Set up your first health check

This walkthrough takes you from a fresh Checkstack install to a running HTTP health check returning live data. The HTTP strategy is the easiest to demo because it only needs a URL, but every other strategy follows the same flow.

Sign in to Checkstack as a user with the catalog.systems.manage and healthcheck.configuration.manage access rules. Both rules are included in the built-in administrator role.

The first thing you see is the dashboard. Use the main sidebar to navigate; the guide below references its menu entries by name.

A system is the unit of organisation in Checkstack: it groups one or more health checks, tracks an overall health status, and is the thing notifications and incidents reference. Read Systems and groups for the full mental model.

  1. Open the Catalog page from the sidebar.
  2. Click Create System.
  3. Fill in the form:
    • Name - for example Payments API.
    • Description - optional, one or two sentences describing what the system does.
  4. Click Create.

The new system appears in the catalog with status unknown. It stays in unknown until the first health check returns a result.

  1. Open the Health Checks page from the sidebar.
  2. Click Create Check in the top-right corner.

You land on the Strategy Picker, a grid of every strategy installed on this instance grouped by category (Network, HTTP, Database, Script, and so on). Hover any card to see its description; use the search box if the list is long.

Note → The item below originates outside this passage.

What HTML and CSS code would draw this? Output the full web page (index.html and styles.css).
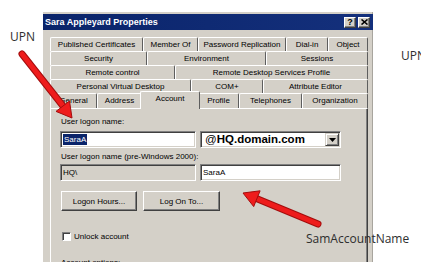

Click the HTTP Health Check card. The platform navigates to the Health Check editor with the HTTP strategy preselected.

The editor is a split-pane IDE. The left tree lists the editable sections (General, Strategy, Collectors). Walk through each one:

  • Name - a friendly label, for example Payments API root.
  • Interval (seconds) - how often the check runs. 60 is a sensible starting value; the platform enforces a minimum.

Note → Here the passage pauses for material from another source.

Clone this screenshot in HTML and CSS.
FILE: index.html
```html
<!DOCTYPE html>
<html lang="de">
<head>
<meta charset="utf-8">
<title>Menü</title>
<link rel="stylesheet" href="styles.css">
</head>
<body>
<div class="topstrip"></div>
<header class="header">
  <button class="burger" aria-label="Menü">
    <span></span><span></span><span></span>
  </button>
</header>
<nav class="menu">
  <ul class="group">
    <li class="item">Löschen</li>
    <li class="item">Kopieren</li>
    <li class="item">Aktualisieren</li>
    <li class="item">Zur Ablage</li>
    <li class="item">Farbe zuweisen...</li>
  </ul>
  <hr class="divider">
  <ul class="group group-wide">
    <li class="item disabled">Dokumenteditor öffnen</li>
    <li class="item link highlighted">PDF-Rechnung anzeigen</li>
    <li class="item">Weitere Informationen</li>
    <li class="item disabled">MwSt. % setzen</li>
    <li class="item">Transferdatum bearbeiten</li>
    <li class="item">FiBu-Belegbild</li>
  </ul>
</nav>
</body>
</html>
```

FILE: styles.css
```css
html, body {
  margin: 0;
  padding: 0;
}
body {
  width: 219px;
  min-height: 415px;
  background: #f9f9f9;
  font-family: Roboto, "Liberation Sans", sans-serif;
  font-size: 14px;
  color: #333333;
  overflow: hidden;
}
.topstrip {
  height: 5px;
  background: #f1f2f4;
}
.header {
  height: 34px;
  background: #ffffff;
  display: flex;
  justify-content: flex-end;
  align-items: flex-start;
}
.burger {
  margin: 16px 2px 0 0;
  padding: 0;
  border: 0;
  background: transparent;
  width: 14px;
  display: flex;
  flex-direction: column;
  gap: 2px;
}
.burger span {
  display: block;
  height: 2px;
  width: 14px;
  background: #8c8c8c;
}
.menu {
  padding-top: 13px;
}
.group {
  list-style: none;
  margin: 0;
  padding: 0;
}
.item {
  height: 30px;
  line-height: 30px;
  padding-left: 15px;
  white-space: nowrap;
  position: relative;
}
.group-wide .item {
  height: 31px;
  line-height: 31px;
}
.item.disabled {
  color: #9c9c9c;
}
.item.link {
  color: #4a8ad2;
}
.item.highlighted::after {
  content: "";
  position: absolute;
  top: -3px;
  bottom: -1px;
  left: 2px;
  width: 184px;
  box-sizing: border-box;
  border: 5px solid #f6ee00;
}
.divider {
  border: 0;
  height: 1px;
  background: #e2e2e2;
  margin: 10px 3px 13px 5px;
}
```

The HTTP strategy itself only requires global request defaults; the actual URL lives on a collector. Leave the defaults unless you have specific timeout requirements.

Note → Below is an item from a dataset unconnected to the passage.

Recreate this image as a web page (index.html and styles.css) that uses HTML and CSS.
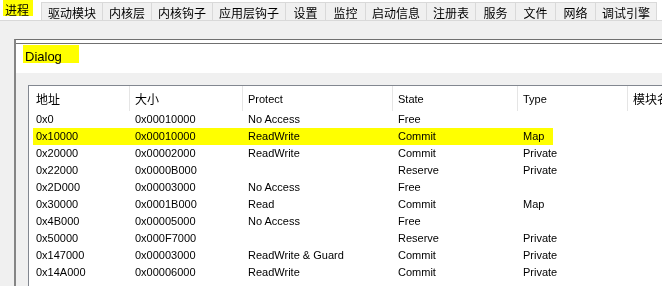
FILE: index.html
```html
<!DOCTYPE html>
<html lang="zh-CN">

<head>
    <meta charset="UTF-8">
    <meta name="viewport" content="width=device-width, initial-scale=1.0">
    <title>Dialog</title>
    <link rel="stylesheet" href="styles.css">
</head>

<body>
    <div class="tabs">
        <div class="tab active"><span class="mark">进程</span></div>
        <div class="tab">驱动模块</div>
        <div class="tab">内核层</div>
        <div class="tab">内核钩子</div>
        <div class="tab">应用层钩子</div>
        <div class="tab">设置</div>
        <div class="tab">监控</div>
        <div class="tab">启动信息</div>
        <div class="tab">注册表</div>
        <div class="tab">服务</div>
        <div class="tab">文件</div>
        <div class="tab">网络</div>
        <div class="tab">调试引擎</div>
    </div>

    <div class="dialog">
        <div class="dialog-title"><span class="mark">Dialog</span></div>
        <div class="dialog-body">
            <div class="list">
                <div class="row-mark"></div>
                <table>
                    <thead>
                        <tr>
                            <th class="c1 cjk">地址</th>
                            <th class="c2 cjk">大小</th>
                            <th class="c3">Protect</th>
                            <th class="c4">State</th>
                            <th class="c5">Type</th>
                            <th class="c6 cjk">模块名</th>
                        </tr>
                    </thead>
                    <tbody>
                        <tr><td>0x0</td><td>0x00010000</td><td>No Access</td><td>Free</td><td></td><td></td></tr>
                        <tr><td>0x10000</td><td>0x00010000</td><td>ReadWrite</td><td>Commit</td><td>Map</td><td></td></tr>
                        <tr><td>0x20000</td><td>0x00002000</td><td>ReadWrite</td><td>Commit</td><td>Private</td><td></td></tr>
                        <tr><td>0x22000</td><td>0x0000B000</td><td></td><td>Reserve</td><td>Private</td><td></td></tr>
                        <tr><td>0x2D000</td><td>0x00003000</td><td>No Access</td><td>Free</td><td></td><td></td></tr>
                        <tr><td>0x30000</td><td>0x0001B000</td><td>Read</td><td>Commit</td><td>Map</td><td></td></tr>
                        <tr><td>0x4B000</td><td>0x00005000</td><td>No Access</td><td>Free</td><td></td><td></td></tr>
                        <tr><td>0x50000</td><td>0x000F7000</td><td></td><td>Reserve</td><td>Private</td><td></td></tr>
                        <tr><td>0x147000</td><td>0x00003000</td><td>ReadWrite &amp; Guard</td><td>Commit</td><td>Private</td><td></td></tr>
                        <tr><td>0x14A000</td><td>0x00006000</td><td>ReadWrite</td><td>Commit</td><td>Private</td><td></td></tr>
                    </tbody>
                </table>
            </div>
        </div>
    </div>
</body>

</html>
```

FILE: styles.css
```css
body {
    margin: 0;
    width: 662px;
    height: 286px;
    overflow: hidden;
    background-color: #f0f0f0;
    font-family: "Liberation Sans", "Noto Sans CJK SC", sans-serif;
    font-size: 11px;
    color: #000;
}

.cjk {
    font-family: "Noto Sans CJK SC", sans-serif;
    font-size: 12px;
}

.mark {
    background-color: #ffff00;
}

/* tab strip */
.tabs {
    display: flex;
    align-items: flex-start;
    height: 20px;
    background-color: #fff;
    border-bottom: 1px solid #d9d9d9;
    font-family: "Noto Sans CJK SC", sans-serif;
    font-size: 12px;
}

.tab {
    box-sizing: border-box;
    height: 18px;
    min-width: 41px;
    margin-top: 2px;
    margin-left: -1px;
    padding: 3px 6px 0 6px;
    line-height: 14px;
    text-align: center;
    white-space: nowrap;
    background-color: #f0f0f0;
    border: 1px solid #d9d9d9;
    border-bottom: none;
}

.tab.active {
    height: 20px;
    width: 42px;
    margin-top: 0;
    margin-left: 0;
    padding: 0;
    text-align: left;
    background-color: #fff;
    border: none;
}

.tab.active .mark {
    display: inline-block;
    margin-left: 3px;
    padding: 3px 4px 0 2px;
    line-height: 13px;
}

/* dialog */
.dialog {
    width: 720px;
    height: 260px;
    margin: 18px 0 0 14px;
    padding-top: 3px;
    background-color: #fff;
    border-top: 1px solid #707070;
    border-left: 2px solid #858585;
}

.dialog-title {
    height: 29px;
    border-top: 1px solid #707070;
    font-size: 13px;
}

.dialog-title .mark {
    display: inline-block;
    height: 18px;
    margin: 1px 0 0 7px;
    padding: 0 17px 0 2px;
    box-sizing: border-box;
    padding-top: 6px;
    line-height: 12px;
}

.dialog-body {
    height: 100%;
    padding: 12px 0 0 12px;
    background-color: #f0f0f0;
}

.list {
    position: relative;
    height: 240px;
    background-color: #fff;
    border: 1px solid #828790;
}

.row-mark {
    position: absolute;
    left: 4px;
    top: 42px;
    width: 520px;
    height: 17px;
    background-color: #ffff00;
    mix-blend-mode: multiply;
    z-index: 1;
}

table {
    table-layout: fixed;
    border-collapse: separate;
    border-spacing: 0;
    width: 749px;
}

th,
td {
    box-sizing: border-box;
    padding: 0 0 0 5px;
    text-align: left;
    white-space: nowrap;
    overflow: hidden;
}

th {
    height: 25px;
    font-weight: normal;
    border-right: 1px solid #e5e5e5;
}

td {
    height: 17px;
    line-height: 17px;
}

th.c1,
td:first-child {
    padding-left: 7px;
}

.c1 { width: 101px; }
.c2 { width: 113px; }
.c3 { width: 150px; }
.c4 { width: 125px; }
.c5 { width: 110px; }
.c6 { width: 150px; }
```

The HTTP strategy ships with a built-in Request collector. Add it from the Add Collector menu, then configure:

  • URL - the endpoint to call, for example https://api.example.com/healthz.
  • Method - GET for most health checks.
  • Expected status - 200 (or a list, for example 200, 204).
  • Timeout - the HTTP timeout. Defaults work for most cases.

Below the configuration tree, the editor shows an Assignments section listing the systems this check applies to.

  1. Click Add assignment.
  2. Select the Payments API system you created in step 2.
  3. Optional: override the default state thresholds if this system needs a faster or slower failover. Defaults are 1 failure to mark degraded, 3 failures to mark unhealthy.

Click Save in the top-right corner. The editor validates the config, persists it, and schedules the first run. You return to the Health Checks list with a toast confirming success.

The first execution kicks off within a few seconds:

  1. Open the Catalog and click into the Payments API system.
  2. The system detail page shows the new health check with status running briefly, then healthy or unhealthy once the first run completes.
  3. Click the check name to see the run history, a latency chart, and per-collector charts.

If the result is unhealthy, the detail panel surfaces the error message returned by the collector (HTTP status, timeout, connection refused, and so on).

From here you can:

  • Add more collectors to the same check to assert response body content, certificate expiry, or custom headers.
  • Add more checks to the system - for example a Postgres connectivity check from the same plugin family.
  • Schedule the check to a remote vantage point by attaching a satellite. See Connect a satellite.
  • Suppress notifications for known disruptions. See Silence alerts.

Failing health checks do NOT auto-open incidents. They flip the system status, burn SLO error budget, and notify subscribers, but the incident timeline is reported by hand. See Open and resolve an incident.